William J. Middleton, Ph.D.
Chadds Ford, PA



"I can't do literary work for the rest of this year because I'm meditating another lawsuit and looking around for a defendant."


Mark Twain (Samuel Langhorne Clemens)
(1835 - 1910). American Humorist


IT'S NOT A SONNET IF IT DOESN'T RHYME


Most poets of the bygone yesteryear
composed their wondrous verse in metered rhyme.
These are the poems that we hold so dear --
these lovely poems of a bygone time.
Most modern poets,as they write today
Eschew the task of writing rhyming verse.
They say that pesky rhyme gets in the way
of ponderous thoughts that they wish to disperse.
I guess I am a relic of the past.
I write my simple verse in metered rhyme.
But don't expect my silly verse to last
or stand the stringent test of Father Time.
I envy poets of a yesteryear
who wrote the lasting verse we love to hear.


William J. Middleton, PhD.



"Your noblest natures are most credulous."

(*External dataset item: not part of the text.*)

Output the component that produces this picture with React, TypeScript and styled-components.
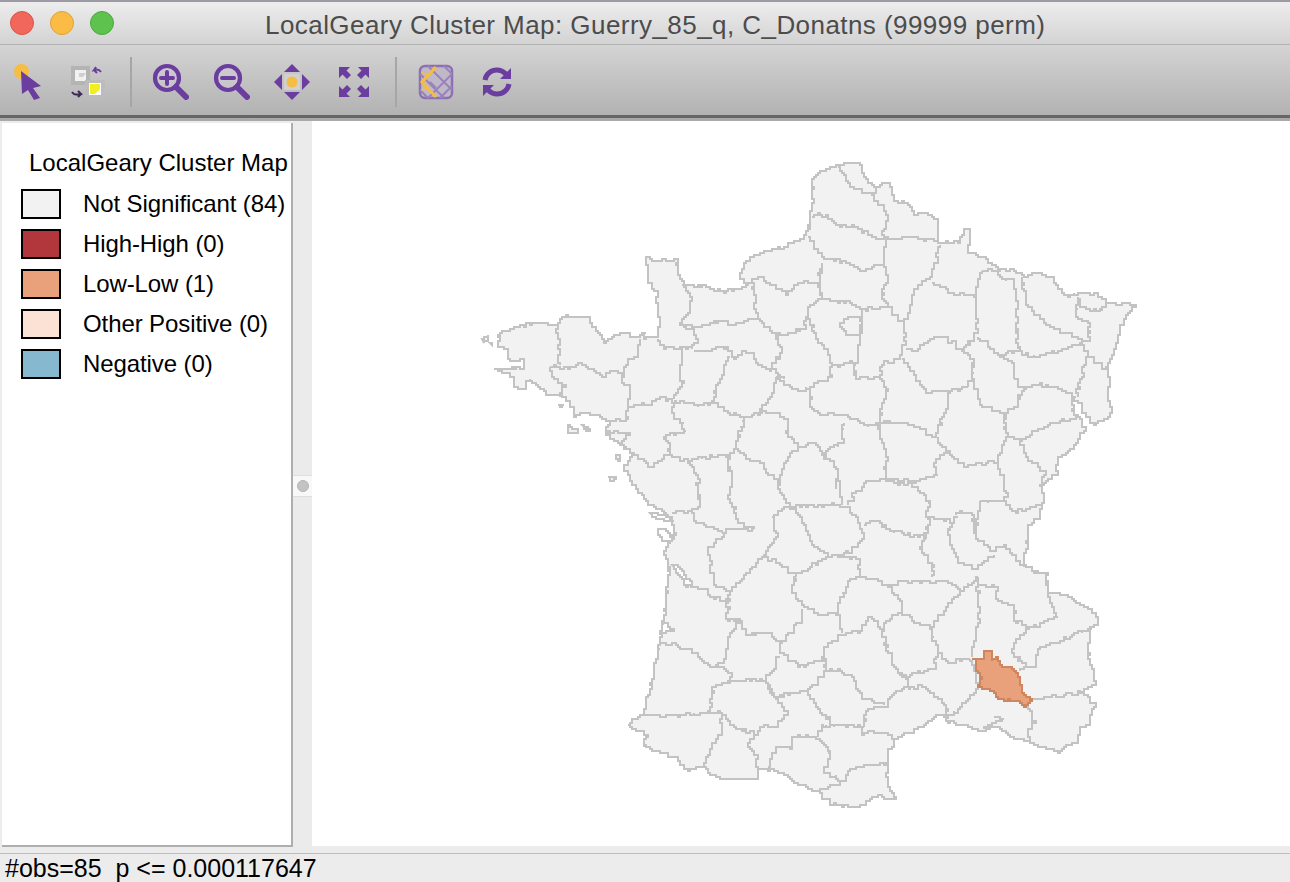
import React from "react";
import styled, { createGlobalStyle } from "styled-components";

type Pts = number[];

const OUTLINE: Pts = [645,257,652,262,677,261,678,275,683,285,700,287,723,293,737,290,748,283,740,278,745,262,760,253,783,248,803,238,809,227,810,218,813,200,813,178,820,172,840,165,859,163,863,177,873,188,886,183,892,190,893,202,908,203,913,215,928,215,937,222,938,243,957,243,963,232,970,229,968,253,985,260,997,270,1013,272,1023,277,1037,274,1052,278,1058,290,1067,297,1078,294,1097,295,1105,303,1135,307,1120,330,1115,350,1108,372,1110,387,1107,400,1112,413,1107,420,1095,425,1083,413,1082,403,1072,400,1073,415,1080,420,1085,432,1073,450,1057,462,1057,475,1045,483,1042,490,1043,503,1040,520,1028,527,1027,550,1023,563,1033,573,1047,575,1048,593,1067,597,1080,605,1095,615,1098,625,1090,633,1088,653,1095,685,1083,693,1095,707,1090,725,1080,730,1077,743,1060,753,1040,747,1030,742,1013,738,1000,728,983,732,970,727,947,722,942,715,923,727,897,740,888,757,887,770,888,788,895,800,877,797,860,808,833,805,817,792,797,783,780,773,767,770,758,770,758,780,745,780,722,780,703,768,690,772,677,758,643,747,647,735,627,725,642,715,650,690,660,643,665,607,670,567,665,555,668,543,675,533,672,517,650,505,637,490,623,467,633,455,605,433,610,422,588,413,575,417,573,407,565,398,550,395,530,380,525,390,515,388,513,377,498,370,523,368,523,360,510,362,507,350,498,348,500,333,517,328,538,323,557,327,562,318,590,317,592,327,603,343,622,333,633,338,645,333,643,340,658,338,660,323,658,310,658,295,648,280,648,265];

const BORDERS: Pts[] = [
  [558,327,558,347,560,365],
  [550,368,570,368,582,365,602,377,610,372,623,373],
  [550,368,553,380,565,387,560,398],
  [640,340,638,358,625,367,623,373,622,383,630,388,630,400,627,410,627,420,610,422],
  [658,340,663,350,682,348,692,350],
  [682,348,680,370,682,387,673,400],
  [627,408,650,405,660,398,672,402],
  [682,285,692,300,690,313,680,325,693,332,698,342,692,350],
  [680,325,697,328,715,323,733,325,757,318],
  [752,283,755,300,757,318],
  [748,283,760,278,785,295,803,282,817,285,822,298],
  [757,318,775,337,803,330,807,315],
  [775,337,782,353,772,370,783,380],
  [693,352,728,348,733,360,745,353,753,355,755,363,772,372],
  [730,357,720,383,712,403],
  [673,402,697,407,712,403,730,415,745,418,760,413],
  [775,378,772,397,760,413,772,413,787,420,788,437,800,448,785,463,778,490],
  [775,378,797,392,810,388],
  [745,418,735,450],
  [605,433,630,435,622,445,637,460,652,467,667,455,670,443,663,437,685,432,683,423,673,417,672,402],
  [667,455,687,462,727,455,735,450],
  [688,462,698,480,700,507,692,513,693,522,722,533],
  [672,513,692,512],
  [727,455,732,483,728,497,735,510,737,523,753,530],
  [722,533,727,530,753,530],
  [735,450,747,460,760,463,777,483,780,493,790,508,772,518,777,538,763,558,740,583,730,595],
  [727,530,722,540,707,552,713,585,730,593],
  [690,587,707,590,710,598,728,602,730,593],
  [728,602,727,622,742,622,733,632,727,643,725,660,718,667],
  [660,643,690,650,710,668,718,667,732,677,728,683,713,688,710,713],
  [642,715,660,717,710,713,720,713,722,733,707,757,703,768],
  [728,683,760,680,767,687,775,700,788,715,777,727,762,728,748,747,757,757,757,770],
  [720,713,733,728,753,735],
  [742,623,745,635,767,633,780,643,802,620,802,610],
  [763,558,780,565,795,577,827,557],
  [790,508,802,520,812,545,827,557,833,555,852,552,863,538,860,523,847,508,840,505,802,508,790,508],
  [833,556,858,560,860,577,850,582,837,613,842,633],
  [795,577,792,593,803,608,820,615,837,613],
  [780,643,780,653,797,667,825,660,823,650,842,635,860,632,868,617,877,623,885,643,893,667,907,683,907,688,887,700,887,707,867,712,863,727],
  [780,657,772,673,765,680,773,698,805,692,827,672,825,660],
  [805,692,820,713,833,727],
  [767,767,778,747,790,750,795,737,815,738,830,753,828,767,823,773,843,782],
  [823,725,817,737],
  [822,727,863,727,862,735,877,733,897,740],
  [817,792,843,782,850,770,877,765,887,768],
  [827,672,837,670,853,680,862,700,883,705],
  [860,577,888,587,905,582,932,583,945,582,960,592,977,577],
  [888,587,902,603,902,613,885,623,882,637],
  [902,613,913,623,930,628,960,592],
  [930,628,937,653,935,670,910,677,898,673],
  [937,653,948,663,970,660],
  [907,690,922,687,942,703,948,712,945,717],
  [970,660,975,677,977,690,960,710,948,720],
  [812,217,820,215,840,227,853,227,872,238,888,240,913,238,937,242],
  [838,167,850,188,872,195,875,187],
  [872,195,883,210,888,222,882,235,888,240,883,265,888,283,882,300,888,308,903,325],
  [807,237,822,258,840,263,863,272,883,265],
  [940,245,932,278,915,290,908,320,903,325,905,345,900,360,883,365,880,378],
  [821,263,820,283,822,298,807,313,815,337,830,358,832,377,810,388,810,407,820,415,843,415,867,427,880,423,880,410,888,390,880,378],
  [822,300,843,303,863,310,887,308],
  [862,310,858,363,832,368],
  [855,365,855,380,880,378],
  [902,360,913,375,925,393,947,393,967,387],
  [880,423,907,425,935,438,947,403,947,393],
  [905,350,917,350,937,337,947,340,960,350,973,340],
  [960,350,973,363,973,382,967,387],
  [932,283,953,295,975,297,977,333,973,340],
  [982,272,975,297],
  [982,272,997,270],
  [1000,270,1000,278,1013,283,1018,307,1017,347,1018,350],
  [977,337,1000,357,1020,350],
  [1022,278,1027,307,1043,323,1053,330,1082,342,1090,340,1090,323,1075,317,1078,297],
  [1017,348,1027,358,1058,352,1082,343,1083,350,1087,357,1077,397],
  [1078,300,1080,308,1102,312,1105,303],
  [1087,357,1107,372],
  [1013,380,1023,390,1037,385,1057,390,1075,397],
  [1002,357,1013,367,1013,380],
  [973,382,982,408,1003,415,1015,407,1023,390],
  [1003,415,1007,438,997,463,967,467,947,452,937,438],
  [1007,438,1020,442,1043,428,1078,417],
  [1020,442,1025,458,1045,475,1040,488],
  [997,463,1003,480,1007,497,1003,502,1015,513,1042,505],
  [885,480,913,483,937,475,933,463,947,452],
  [835,490,838,470,822,453,842,443,843,423],
  [800,447,813,443,822,453],
  [877,423,880,437,887,462,885,480,868,482,848,505],
  [837,480,842,505],
  [883,480,897,485,915,487,930,503,925,518,952,523],
  [863,525,877,522,890,532,917,537,925,540,920,550,933,568,932,578],
  [930,520,925,540],
  [957,517,948,535,957,563,975,570,993,555],
  [980,502,975,538,993,552,1003,545,1023,568],
  [980,502,1003,502],
  [955,515,972,513,975,538],
  [977,585,997,588,997,602,1013,605,1015,623,1030,628,1057,617,1052,603,1048,593],
  [977,577,977,587,980,613,972,658],
  [1030,630,1013,648,1013,657,1025,667],
  [1092,630,1058,643,1040,650,1035,667,1020,672],
  [1032,700,1060,697,1082,692],
  [1030,702,1028,710,1035,723,1028,737,1030,742],
  [993,717,1003,720,983,730],
];

const ENCLAVE: Pts = [862,318,850,318,840,327,845,335,860,337];
const HOLES: Pts[] = [
  [672,566,678,568,691,585,688,588,680,575],
  [663,623,673,632,660,635],
  [657,530,664,530,673,540,672,542,663,542],
  [650,513,668,518,670,522,655,518],
];
const ISLANDS: Pts[] = [
  [482,339,488,336,488,342,483,343],
  [490,343,492,344,491,346],
  [493,370,497,370],
  [568,425,571,430,578,431,577,433,569,433],
  [582,425,590,431,588,432],
  [557,405,563,406,562,408],
  [615,455,620,458,620,462,617,460],
  [608,477,615,479,613,481],
];
const VAUCLUSE: Pts = [971,660,977,659,975,670,982,680,977,688,993,693,997,700,1017,702,1023,707,1032,700,1022,693,1020,677,1012,668,1000,665,998,658,992,662,992,652,985,652,983,660,978,659];

function noise(i: number): number {
  const s = Math.sin(i * 12.9898) * 43758.5453;
  return s - Math.floor(s) - 0.5;
}

const snap = (v: number) => Math.round(v / 2) * 2;

function rough(p: Pts, seed: number, closed: boolean, amp = 2.2): string {
  const src = closed ? [...p, p[0], p[1]] : p;
  const out: string[] = [];
  let k = seed * 97;
  let px = NaN;
  let py = NaN;
  const add = (x: number, y: number) => {
    if (!isNaN(px) && x !== px && y !== py) out.push(`${x} ${py}`);
    out.push(`${x} ${y}`);
    px = x;
    py = y;
  };
  for (let i = 0; i + 3 < src.length; i += 2) {
    const [x0, y0, x1, y1] = [src[i], src[i + 1], src[i + 2], src[i + 3]];
    const n = Math.max(1, Math.round(Math.hypot(x1 - x0, y1 - y0) / 3));
    for (let j = 0; j < n; j++) {
      const t = j / n;
      const a = j === 0 ? 0 : amp;
      add(snap(x0 + (x1 - x0) * t + noise(k++) * a), snap(y0 + (y1 - y0) * t + noise(k++) * a));
    }
  }
  if (!closed) add(snap(src[src.length - 2]), snap(src[src.length - 1]));
  return "M" + out.join("L") + (closed ? "Z" : "");
}

const Global = createGlobalStyle`
  html, body { margin: 0; padding: 0; background: #ececec; }
  body { font-family: "Liberation Sans", Arial, sans-serif; overflow: hidden; }
`;

const Windowed = styled.div`
  width: 1290px;
  height: 882px;
  display: flex;
  flex-direction: column;
  overflow: hidden;
  background: #ececec;
`;
const BehindStrip = styled.div`
  height: 2px;
  flex: none;
  background: #9d9aa3;
`;
const TitleBar = styled.div`
  height: 43px;
  flex: none;
  display: flex;
  align-items: center;
  position: relative;
  box-sizing: border-box;
  padding-left: 10px;
  gap: 16px;
  background: linear-gradient(#ededed, #d3d3d3);
  border-bottom: 1px solid #b3b3b3;
`;
const Light = styled.span<{ $c: string; $b: string }>`
  width: 24px;
  height: 24px;
  box-sizing: border-box;
  border-radius: 50%;
  background: ${(p) => p.$c};
  border: 1px solid ${(p) => p.$b};
`;
const Title = styled.div`
  position: absolute;
  left: 265px;
  top: 8px;
  font-size: 26px;
  line-height: 30px;
  color: #4c4c4c;
  white-space: nowrap;
  letter-spacing: 0.44px;
`;
const Toolbar = styled.div`
  height: 70px;
  flex: none;
  display: flex;
  align-items: center;
  box-sizing: border-box;
  padding: 4px 0 0 13px;
  background: linear-gradient(#d4d4d4, #b2b2b2);
`;
const ToolIcon = styled.svg<{ $m: number }>`
  flex: none;
  margin-left: ${(p) => p.$m}px;
  filter: blur(0.6px);
`;
const Separator = styled.div<{ $m: number }>`
  width: 2px;
  height: 50px;
  flex: none;
  margin-left: ${(p) => p.$m}px;
  background: #a6a6a6;
`;
const ToolbarRule = styled.div`
  height: 3px;
  flex: none;
  background: #666666;
`;
const RuleLight = styled.div`
  height: 3px;
  flex: none;
  background: #a9a9a9;
`;
const Main = styled.div`
  flex: 1;
  min-height: 0;
  display: flex;
`;
const LegendPanel = styled.div`
  width: 291px;
  height: 724px;
  margin: 2px 0 0 2px;
  flex: none;
  box-sizing: border-box;
  background: #ffffff;
  border-right: 2px solid #aeaeae;
  border-bottom: 2px solid #aeaeae;
  overflow: hidden;
  padding: 26px 0 0 19px;
`;
const LegendTitle = styled.div`
  margin-left: 8px;
  width: 260px;
  overflow: hidden;
  font-size: 24px;
  line-height: 28px;
  color: #000;
  white-space: nowrap;
  margin-bottom: 13px;
`;
const LegendRows = styled.div`
  display: flex;
  flex-direction: column;
  gap: 12px;
`;
const LegendRow = styled.div`
  display: flex;
  align-items: center;
  gap: 22px;
  height: 28px;
  font-size: 24px;
  letter-spacing: -0.1px;
  color: #000;
  white-space: nowrap;
`;
const Swatch = styled.span<{ $c: string }>`
  width: 40px;
  height: 30px;
  box-sizing: border-box;
  flex: none;
  background: ${(p) => p.$c};
  border: 2px solid #000;
`;
const Sash = styled.div`
  width: 19px;
  flex: none;
  display: flex;
  align-items: center;
  background: #ebebeb;
  padding-bottom: 3px;
  box-sizing: border-box;
`;
const SashGrip = styled.div`
  width: 100%;
  height: 20px;
  display: flex;
  align-items: center;
  justify-content: center;
  background: #f8f8f8;
  border-top: 1px solid #dedede;
  border-bottom: 1px solid #dedede;
`;
const SashDot = styled.span`
  width: 12px;
  height: 12px;
  border-radius: 50%;
  background: #c3c3c3;
  border: 1px solid #b5b5b5;
  box-sizing: border-box;
`;
const MapArea = styled.div`
  flex: 1;
  height: 725px;
  background: #ffffff;
`;
const MapSvg = styled.svg`
  display: block;
  filter: blur(0.4px);
`;
const StatusBar = styled.div`
  height: 29px;
  flex: none;
  box-sizing: border-box;
  border-top: 1px solid #bdbdbd;
  padding-left: 5px;
  font-size: 25px;
  line-height: 29px;
  color: #000;
  white-space: pre;
  background: #ececec;
`;

const P = "#6a3d9f";
const Y = "#f5bd41";

const legend = [
  { c: "#f2f2f2", t: "Not Significant (84)" },
  { c: "#b2373c", t: "High-High (0)" },
  { c: "#e9a17c", t: "Low-Low (1)" },
  { c: "#fbe2d5", t: "Other Positive (0)" },
  { c: "#86b8cf", t: "Negative (0)" },
];

const Magnifier = ({ plus, m }: { plus: boolean; m: number }) => (
  <ToolIcon $m={m} width="38" height="38" viewBox="0 0 38 38">
    <circle cx="15" cy="15" r="12" fill="#cfc9d6" fillOpacity="0.5" stroke={P} strokeWidth="4.2" />
    <path d="M24 24L34 34" stroke={P} strokeWidth="6" strokeLinecap="round" />
    <path d={plus ? "M9 15H21M15 9V21" : "M9 15H21"} stroke={P} strokeWidth="4" strokeLinecap="round" />
  </ToolIcon>
);

export default function App() {
  return (
    <Windowed>
      <Global />
      <BehindStrip />
      <TitleBar>
        <Light $c="#f2675c" $b="#d9534a" />
        <Light $c="#fbbc46" $b="#dfa037" />
        <Light $c="#5ec24f" $b="#4ca83f" />
        <Title>LocalGeary Cluster Map: Guerry_85_q, C_Donatns (99999 perm)</Title>
      </TitleBar>
      <Toolbar>
        <ToolIcon $m={0} width="30" height="38" viewBox="0 0 30 38">
          <circle cx="8.5" cy="8.5" r="7.5" fill={Y} />
          <path d="M8 8L28 23L20 25L27 35L21 37L15 27L9 31Z" fill={P} />
        </ToolIcon>
        <ToolIcon $m={27} width="36" height="34" viewBox="0 0 36 34">
          <rect x="1" y="1" width="19" height="19" fill="#b4b4b4" />
          <rect x="5" y="5" width="11" height="11" fill="#f1f1f1" />
          <path d="M9 8H16L13 12H9Z" fill="#cfcfcf" />
          <rect x="15" y="15" width="20" height="19" fill="#bcbcbc" />
          <rect x="19" y="18" width="12" height="12" fill="#fafafa" />
          <path d="M20 19H30V24L25 29H20Z" fill="#f3ee1f" />
          <path d="M31 7C29 4 27 4 24 5L26 2M24 5L27 8" stroke={P} strokeWidth="2" fill="none" />
          <path d="M2 27C4 30 6 30 11 29L8 26M11 29L8 32" stroke="#3c2a55" strokeWidth="2" fill="none" />
        </ToolIcon>
        <Separator $m={24} />
        <Magnifier plus m={20} />
        <Magnifier plus={false} m={23} />
        <ToolIcon $m={22} width="38" height="38" viewBox="0 0 38 38">
          <path d="M19 1L27 9H11ZM19 37L11 29H27ZM1 19L9 11V27ZM37 19L29 27V11Z" fill={P} />
          <rect x="11" y="11" width="16" height="16" fill="#d0d0d0" />
          <circle cx="19" cy="19" r="5.5" fill={Y} />
        </ToolIcon>
        <ToolIcon $m={27} width="32" height="32" viewBox="0 0 32 32">
          <path d="M1 1H12L8.5 4.5L13 9L9 13L4.5 8.5L1 12ZM31 1V12L27.5 8.5L23 13L19 9L23.5 4.5L20 1ZM1 31V20L4.5 23.5L9 19L13 23L8.5 27.5L12 31ZM31 31H20L23.5 27.5L19 23L23 19L27.5 23.5L31 20Z" fill={P} />
        </ToolIcon>
        <Separator $m={25} />
        <ToolIcon $m={21} width="36" height="36" viewBox="0 0 36 36">
          <rect x="2" y="2" width="32" height="32" rx="5" fill="#bfb8c8" stroke="#8d6fb3" strokeWidth="2.5" />
          <path d="M10 2L34 26M26 2L34 10M2 26L10 34M34 10L10 34M22 34L34 22M2 10L26 34M16 8L22 14M12 18L18 24" stroke="#9a82ba" strokeWidth="2" fill="none" />
          <path d="M18 3L4 18L18 33" stroke={Y} strokeWidth="3.2" fill="none" />
          <path d="M3 8L12 12M3 26L11 24" stroke={Y} strokeWidth="1.5" fill="none" />
        </ToolIcon>
        <ToolIcon $m={27} width="32" height="32" viewBox="0 0 32 32">
          <path d="M4 14C5 8 10 4 16 4C20 4 23 6 25 8" fill="none" stroke={P} strokeWidth="5" />
          <path d="M30 2V13H19Z" fill={P} />
          <path d="M28 18C27 24 22 28 16 28C12 28 9 26 7 24" fill="none" stroke={P} strokeWidth="5" />
          <path d="M2 30V19H13Z" fill={P} />
        </ToolIcon>
      </Toolbar>
      <ToolbarRule />
      <RuleLight />
      <Main>
        <LegendPanel>
          <LegendTitle>LocalGeary Cluster Map:</LegendTitle>
          <LegendRows>
            {legend.map((l) => (
              <LegendRow key={l.t}>
                <Swatch $c={l.c} />
                {l.t}
              </LegendRow>
            ))}
          </LegendRows>
        </LegendPanel>
        <Sash>
          <SashGrip>
            <SashDot />
          </SashGrip>
        </Sash>
        <MapArea>
          <MapSvg width="978" height="725" viewBox="312 122 978 725">
            <g fill="#f2f2f2" stroke="#c3c3c3" strokeWidth="2" strokeLinejoin="miter">
              <path d={rough(OUTLINE, 1, true, 2.2)} />
              <path d={rough(ENCLAVE, 2, true, 1.2)} fill="none" />
              {ISLANDS.map((p, i) => (
                <path key={i} d={rough(p, 10 + i, true, 0.8)} />
              ))}
              {BORDERS.map((p, i) => (
                <path key={i} d={rough(p, 30 + i, false, 3)} fill="none" />
              ))}
              {HOLES.map((p, i) => (
                <path key={i} d={rough(p, 200 + i, true, 0.8)} fill="#ffffff" />
              ))}
              <path d={rough(VAUCLUSE, 300, true, 1.2)} fill="#e9a17c" stroke="#cd8660" />
            </g>
          </MapSvg>
        </MapArea>
      </Main>
      <StatusBar>{"#obs=85  p <= 0.000117647"}</StatusBar>
    </Windowed>
  );
}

George Chapman (1559 - 1634)


I SHOULD HAVE KNOWN


It's strange to recognize within myself
a jealousy I did not know was there,
but when you put our interests on the shelf
I fell akin to envy and despair.
I saw the difference in our wedded style
and wondered what it was that brought the change,
the absence of your ever-present smile
convinced me that our plans were out of range.
So very callously you let me know,
that soon you would be leaving me for her;
I should have been aware which way you'd go
although you kept your actions somewhat blurred.
Somehow I shall recover from this pain
of deep regret that I've been fooled again.